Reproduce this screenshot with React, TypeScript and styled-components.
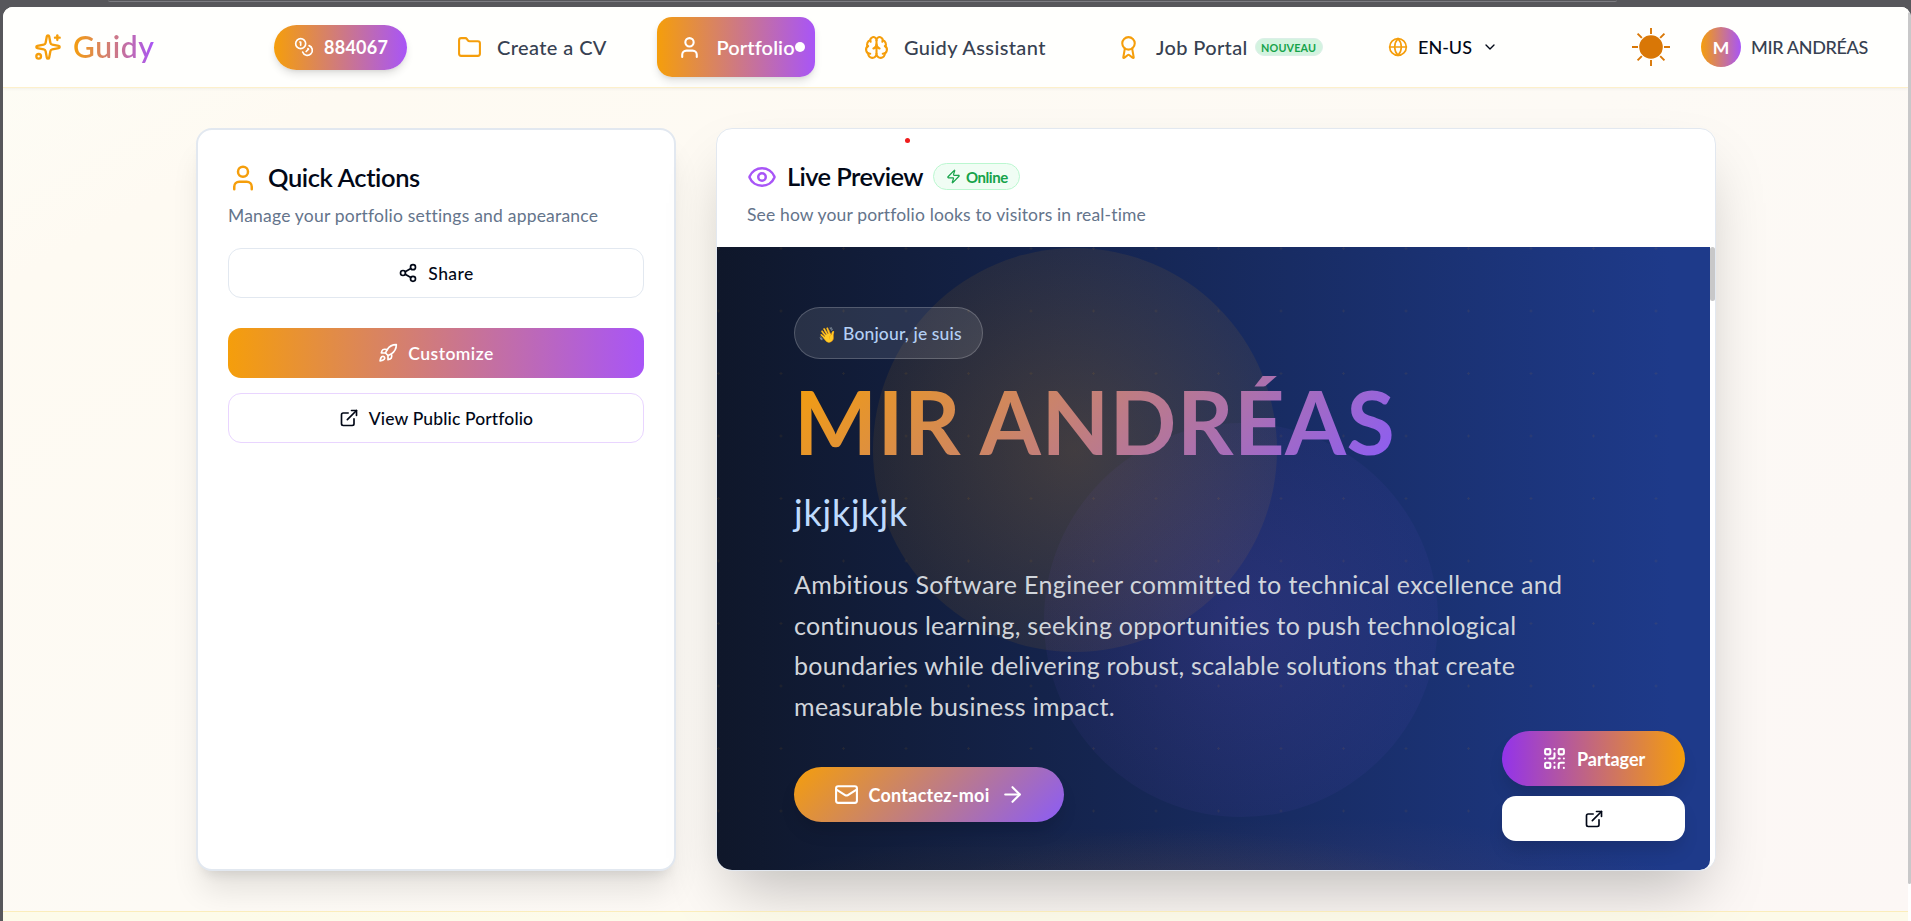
import React from "react";
import styled, { createGlobalStyle } from "styled-components";
import {
  ArrowRight,
  Award,
  Brain,
  ChevronDown,
  Coins,
  ExternalLink,
  Eye,
  Folder,
  Globe,
  Mail,
  QrCode,
  Rocket,
  Share2,
  Sparkles,
  User,
  Zap,
} from "lucide-react";

const AMBER = "#f59e0b";
const PURPLE = "#a855f7";
const BRAND = `linear-gradient(90deg, ${AMBER}, ${PURPLE})`;

const GlobalStyle = createGlobalStyle`
  *, *::before, *::after { box-sizing: border-box; }
  body {
    margin: 0;
    overflow: hidden;
    font-family: Lato, "Liberation Sans", sans-serif;
    font-variant-ligatures: none;
    color: #020817;
    background: #57575b;
  }
  button { font: inherit; color: inherit; cursor: pointer; }
  h1, h2, p { margin: 0; }
  svg { flex: none; display: block; }
`;

const Screen = styled.div`
  width: 1911px;
  height: 921px;
  overflow: hidden;
  background: #57575b;
`;

const BrowserBar = styled.div`
  height: 7px;
  padding: 0 294px 0 108px;
`;

const AddressEdge = styled.div`
  height: 2px;
  border-bottom: 1px solid #7c7c81;
  border-radius: 0 0 8px 8px;
`;

const Frame = styled.div`
  display: flex;
  height: 914px;
  margin-left: 3px;
  border-radius: 10px 10px 0 0;
  overflow: hidden;
  background: #fff;
`;

const Page = styled.div`
  flex: 1;
  display: flex;
  flex-direction: column;
  background: linear-gradient(150deg, #fdfdf6 0%, #fefaf2 14%, #fdfaf5 50%, #fcf8f5 80%, #fcf7f5 100%);
`;

const ScrollRail = styled.div`
  width: 3px;
  padding-top: 5px;
`;

const ScrollThumb = styled.div<{ $h: number }>`
  height: ${(p) => p.$h}px;
  border-radius: 3px;
  background: #c8c8c9;
`;

const Header = styled.header`
  flex: none;
  display: flex;
  align-items: center;
  height: 81px;
  padding-left: 31px;
  background: #fffffd;
  border-bottom: 1px solid #fdf0cb;
  box-shadow: 0 1px 3px rgba(0, 0, 0, 0.05);
`;

const Brand = styled.div`
  display: flex;
  align-items: center;
  gap: 11px;
  width: 130px;
  color: ${AMBER};
`;

const BrandName = styled.span`
  margin-top: -2px;
  font-size: 30px;
  font-weight: 600;
  line-height: 40px;
  letter-spacing: 0.6px;
  background: ${BRAND};
  background-clip: text;
  color: transparent;
`;

const Label = styled.span<{ $size: number; $weight?: number; $track?: number }>`
  font-size: ${(p) => p.$size}px;
  font-weight: ${(p) => p.$weight ?? 400};
  letter-spacing: ${(p) => p.$track ?? 0}px;
  white-space: nowrap;
`;

const CreditPill = styled.div`
  display: flex;
  align-items: center;
  gap: 10px;
  width: 133px;
  height: 45px;
  margin-left: 110px;
  padding-left: 20px;
  border-radius: 23px;
  color: #fff;
  background: ${BRAND};
  box-shadow: 0 5px 8px -1px rgba(0, 0, 0, 0.12), 0 2px 4px -2px rgba(0, 0, 0, 0.1);
`;

const NavItem = styled.a<{ $width: number; $before: number }>`
  display: flex;
  align-items: center;
  gap: 15px;
  width: ${(p) => p.$width}px;
  margin-left: ${(p) => p.$before}px;
  color: #374151;
  svg { color: ${AMBER}; }
`;

const ActiveNavItem = styled(NavItem)`
  position: relative;
  height: 60px;
  padding-left: 19.5px;
  border-radius: 15px;
  color: #fff;
  background: ${BRAND};
  box-shadow: 0 5px 8px -1px rgba(0, 0, 0, 0.12), 0 2px 4px -2px rgba(0, 0, 0, 0.1);
  svg { color: #fff; }
`;

const ActiveDot = styled.span`
  position: absolute;
  top: 25px;
  right: 10px;
  width: 10px;
  height: 10px;
  border-radius: 50%;
  background: #fff;
`;

const NewBadge = styled.span`
  display: flex;
  align-items: center;
  justify-content: center;
  width: 68px;
  height: 18px;
  margin-left: -8px;
  border-radius: 9px;
  border: 1px solid #dcefe8;
  background: #d3f3df;
  color: #16a34a;
  font-size: 10.8px;
  font-weight: 700;
  letter-spacing: 0.15px;
`;

const Language = styled.button`
  display: flex;
  align-items: center;
  gap: 10px;
  width: 110px;
  margin-left: 65px;
  padding: 0;
  border: 0;
  background: none;
  svg:first-child { color: ${AMBER}; }
`;

const ThemeButton = styled.button`
  margin-left: 133px;
  padding: 0;
  border: 0;
  background: none;
`;

const Account = styled.div`
  display: flex;
  align-items: center;
  gap: 10px;
  margin-left: 30px;
  color: #374151;
`;

const Avatar = styled.span`
  display: flex;
  align-items: center;
  justify-content: center;
  width: 40px;
  height: 40px;
  border-radius: 50%;
  background: ${BRAND};
  color: #fff;
  font-size: 17.5px;
  font-weight: 700;
`;

const Main = styled.main`
  flex: none;
  display: flex;
  gap: 40px;
  padding: 40px 0 40px 193px;
`;

const Card = styled.section`
  height: 743px;
  border-radius: 16px;
  background: #fff;
`;

const ActionsCard = styled(Card)`
  width: 480px;
  padding: 30px;
  border: 2px solid #e2e8f0;
  box-shadow: 0 25px 31px -6px rgba(0, 0, 0, 0.1), 0 10px 12px -7px rgba(0, 0, 0, 0.1);
`;

const PreviewCard = styled(Card)`
  display: flex;
  flex-direction: column;
  width: 1000px;
  border: 1px solid #e2e8f0;
  box-shadow: 0 31px 62px -15px rgba(0, 0, 0, 0.25);
  overflow: hidden;
`;

const PreviewHead = styled.div`
  position: relative;
  flex: none;
  height: 118px;
  padding: 30px;
`;

const RecordingDot = styled.span`
  position: absolute;
  left: 187.5px;
  top: 9px;
  width: 5px;
  height: 5px;
  border-radius: 50%;
  background: #ef1c1c;
`;

const TitleRow = styled.div<{ $icon: string }>`
  display: flex;
  align-items: center;
  gap: 10px;
  height: 36px;
  > svg { color: ${(p) => p.$icon}; }
`;

const Title = styled.h2<{ $track: number }>`
  margin-top: -2px;
  font-size: 25.5px;
  font-weight: 600;
  letter-spacing: ${(p) => p.$track}px;
`;

const Description = styled.p<{ $track: number }>`
  margin-top: 7px;
  font-size: 17.5px;
  line-height: 25px;
  letter-spacing: ${(p) => p.$track}px;
  color: #64748b;
`;

const OnlineBadge = styled.span`
  display: flex;
  align-items: center;
  gap: 5px;
  width: 87px;
  height: 27px;
  margin-top: -1px;
  padding-left: 12px;
  border: 1px solid #bbf7d0;
  border-radius: 14px;
  background: #f0fdf4;
  color: #16a34a;
`;

const ActionButton = styled.button<{ $top: number; $edge?: string }>`
  display: flex;
  align-items: center;
  justify-content: center;
  gap: 10px;
  width: 100%;
  height: 50px;
  margin-top: ${(p) => p.$top}px;
  padding: 0;
  border: ${(p) => (p.$edge ? `1px solid ${p.$edge}` : "0")};
  border-radius: 13px;
  color: ${(p) => (p.$edge ? "#020817" : "#fff")};
  background: ${(p) => (p.$edge ? "#fff" : BRAND)};
`;

const Viewport = styled.div`
  flex: 1;
  display: flex;
`;

const PreviewRail = styled.div`
  width: 5px;
  background: #fff;
`;

const Hero = styled.div`
  position: relative;
  flex: 1;
  padding: 60px 0 0 77px;
  overflow: hidden;
  border-radius: 0 0 10px 0;
  background:
    radial-gradient(circle at 1.5px 1.5px, rgba(245, 158, 11, 0.08) 1px, transparent 1.3px) 0 0 / 62.5px 62.5px,
    radial-gradient(430px 110px at 400px 690px, rgba(245, 158, 11, 0.13), transparent),
    radial-gradient(430px 120px at 600px 690px, rgba(205, 120, 110, 0.13), transparent),
    linear-gradient(90deg, #0f172a, #1e3a8a 96%);
`;

const Orb = styled.span<{ $x: number; $y: number; $d: number; $rgb: string; $core: number; $rim: number }>`
  position: absolute;
  left: ${(p) => p.$x}px;
  top: ${(p) => p.$y}px;
  width: ${(p) => p.$d}px;
  height: ${(p) => p.$d}px;
  border-radius: 50%;
  background: radial-gradient(
    circle closest-side,
    rgba(${(p) => p.$rgb}, ${(p) => p.$core}),
    rgba(${(p) => p.$rgb}, ${(p) => p.$rim})
  );
`;

const HeroBody = styled.div`
  position: relative;
  display: flex;
  flex-direction: column;
  align-items: flex-start;
`;

const Greeting = styled.div`
  display: flex;
  align-items: center;
  gap: 6px;
  width: 189px;
  height: 52px;
  padding-left: 23px;
  border: 1px solid rgba(255, 255, 255, 0.2);
  border-radius: 26px;
  background: rgba(255, 255, 255, 0.1);
  color: #b4d0f5;
`;

const Wave = styled.span`
  width: 19px;
  padding-top: 2px;
  font-size: 15px;
  line-height: 20px;
`;

const HeroName = styled.h1`
  margin-top: 17px;
  font-size: 88px;
  font-weight: 700;
  line-height: 90px;
  letter-spacing: 0.4px;
  white-space: nowrap;
  background: linear-gradient(135deg, ${AMBER}, #8b5cf6);
  background-clip: text;
  color: transparent;
`;

const HeroRole = styled.p`
  margin-top: 24px;
  font-size: 36px;
  line-height: 44px;
  letter-spacing: 0.8px;
  color: #bfdbfe;
`;

const HeroSummary = styled.p`
  display: flex;
  flex-direction: column;
  margin-top: 30px;
  line-height: 40.6px;
  color: #d1d5db;
`;

const ContactButton = styled.button`
  display: flex;
  align-items: center;
  gap: 10px;
  width: 270px;
  height: 55px;
  margin-top: 41px;
  padding: 0 0 0 39.5px;
  border: 0;
  border-radius: 28px;
  color: #fff;
  background: linear-gradient(135deg, ${AMBER}, #8b5cf6);
  box-shadow: 0 12px 18px -4px rgba(0, 0, 0, 0.15);
`;

const FloatingActions = styled.div`
  position: absolute;
  right: 25px;
  bottom: 29px;
  display: flex;
  flex-direction: column;
  gap: 10px;
  width: 183px;
`;

const ShareButton = styled.button`
  display: flex;
  align-items: center;
  gap: 10px;
  height: 55px;
  padding: 0 0 0 40px;
  border: 0;
  border-radius: 28px;
  color: #fff;
  background: linear-gradient(90deg, #9333ea, ${AMBER});
  box-shadow: 0 12px 18px -4px rgba(0, 0, 0, 0.15);
`;

const OpenButton = styled.button`
  display: flex;
  align-items: center;
  justify-content: center;
  height: 45px;
  padding: 0;
  border: 0;
  border-radius: 14px;
  background: #fff;
  box-shadow: 0 12px 18px -4px rgba(0, 0, 0, 0.15);
`;

const Footer = styled.footer`
  flex: 1;
  position: relative;
  border-top: 1px solid rgba(250, 226, 150, 0.55);
  background: rgba(254, 252, 225, 0.6);
`;

const Sun = () => (
  <svg width="40" height="40" viewBox="0 0 40 40" fill="none" stroke="#d97706" strokeWidth="1.9">
    <circle cx="20" cy="20" r="11.8" fill="#d97706" stroke="none" />
    {[0, 45, 90, 135, 180, 225, 270, 315].map((a) => (
      <path key={a} d="M20 7V1" transform={`rotate(${a} 20 20)`} />
    ))}
  </svg>
);

const SUMMARY: { text: string; track: number }[] = [
  { text: "Ambitious Software Engineer committed to technical excellence and", track: 0.37 },
  { text: "continuous learning, seeking opportunities to push technological", track: 0.28 },
  { text: "boundaries while delivering robust, scalable solutions that create", track: 0.24 },
  { text: "measurable business impact.", track: 0.35 },
];

export default function App() {
  return (
    <Screen>
      <GlobalStyle />
      <BrowserBar>
        <AddressEdge />
      </BrowserBar>
      <Frame>
        <Page>
          <Header>
            <Brand>
              <Sparkles size={28} />
              <BrandName>Guidy</BrandName>
            </Brand>
            <CreditPill>
              <Coins size={20} />
              <Label $size={18} $weight={700} $track={0.25}>884067</Label>
            </CreditPill>
            <NavItem $width={150} $before={50}>
              <Folder size={25} />
              <Label $size={20} $weight={500} $track={0.4}>Create a CV</Label>
            </NavItem>
            <ActiveNavItem $width={158} $before={50}>
              <User size={25} />
              <Label $size={20} $weight={600} $track={0.1}>Portfolio</Label>
              <ActiveDot />
            </ActiveNavItem>
            <NavItem $width={183} $before={49}>
              <Brain size={25} />
              <Label $size={20} $weight={500} $track={0.38}>Guidy Assistant</Label>
            </NavItem>
            <NavItem $width={207} $before={69}>
              <Award size={25} />
              <Label $size={20} $weight={500} $track={0.35}>Job Portal</Label>
              <NewBadge>NOUVEAU</NewBadge>
            </NavItem>
            <Language>
              <Globe size={20} />
              <Label $size={18} $weight={500}>EN-US</Label>
              <ChevronDown size={16} />
            </Language>
            <ThemeButton>
              <Sun />
            </ThemeButton>
            <Account>
              <Avatar>M</Avatar>
              <Label $size={18} $weight={500} $track={-0.34}>MIR ANDRÉAS</Label>
            </Account>
          </Header>
          <Main>
            <ActionsCard>
              <TitleRow $icon={AMBER}>
                <User size={30} />
                <Title $track={-0.4}>Quick Actions</Title>
              </TitleRow>
              <Description $track={0.21}>Manage your portfolio settings and appearance</Description>
              <ActionButton $top={20} $edge="#e2e8f0">
                <Share2 size={20} />
                <Label $size={17.5} $weight={500} $track={0.4}>Share</Label>
              </ActionButton>
              <ActionButton $top={30}>
                <Rocket size={20} />
                <Label $size={17.5} $weight={600} $track={0.45}>Customize</Label>
              </ActionButton>
              <ActionButton $top={15} $edge="#e9d5ff">
                <ExternalLink size={20} />
                <Label $size={17.5} $weight={500} $track={0.13}>View Public Portfolio</Label>
              </ActionButton>
            </ActionsCard>
            <PreviewCard>
              <PreviewHead>
                <RecordingDot />
                <TitleRow $icon={PURPLE}>
                  <Eye size={30} />
                  <Title $track={-0.6}>Live Preview</Title>
                  <OnlineBadge>
                    <Zap size={15} />
                    <Label $size={15} $weight={700} $track={-0.45}>Online</Label>
                  </OnlineBadge>
                </TitleRow>
                <Description $track={0.15}>See how your portfolio looks to visitors in real-time</Description>
              </PreviewHead>
              <Viewport>
                <Hero>
                  <Orb $x={156} $y={1} $d={404} $rgb="245, 158, 11" $core={0.2} $rim={0.08} />
                  <Orb $x={327} $y={176} $d={394} $rgb="139, 92, 246" $core={0.15} $rim={0.05} />
                  <HeroBody>
                    <Greeting>
                      <Wave>👋</Wave>
                      <Label $size={17.5} $weight={500} $track={0.15}>Bonjour, je suis</Label>
                    </Greeting>
                    <HeroName>MIR ANDRÉAS</HeroName>
                    <HeroRole>jkjkjkjk</HeroRole>
                    <HeroSummary>
                      {SUMMARY.map((line) => (
                        <Label key={line.text} $size={25} $track={line.track}>{line.text}</Label>
                      ))}
                    </HeroSummary>
                    <ContactButton>
                      <Mail size={25} />
                      <Label $size={18} $weight={700} $track={0.25}>Contactez-moi</Label>
                      <ArrowRight size={25} />
                    </ContactButton>
                  </HeroBody>
                  <FloatingActions>
                    <ShareButton>
                      <QrCode size={25} />
                      <Label $size={18} $weight={700}>Partager</Label>
                    </ShareButton>
                    <OpenButton>
                      <ExternalLink size={20} />
                    </OpenButton>
                  </FloatingActions>
                </Hero>
                <PreviewRail>
                  <ScrollThumb $h={54} />
                </PreviewRail>
              </Viewport>
            </PreviewCard>
          </Main>
          <Footer />
        </Page>
        <ScrollRail>
          <ScrollThumb $h={872} />
        </ScrollRail>
      </Frame>
    </Screen>
  );
}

Request =
Scan the material above. Copy each line where "components" occurs.

Expected answer =
Reproduce this screenshot with React, TypeScript and styled-components.
import styled, { createGlobalStyle } from "styled-components";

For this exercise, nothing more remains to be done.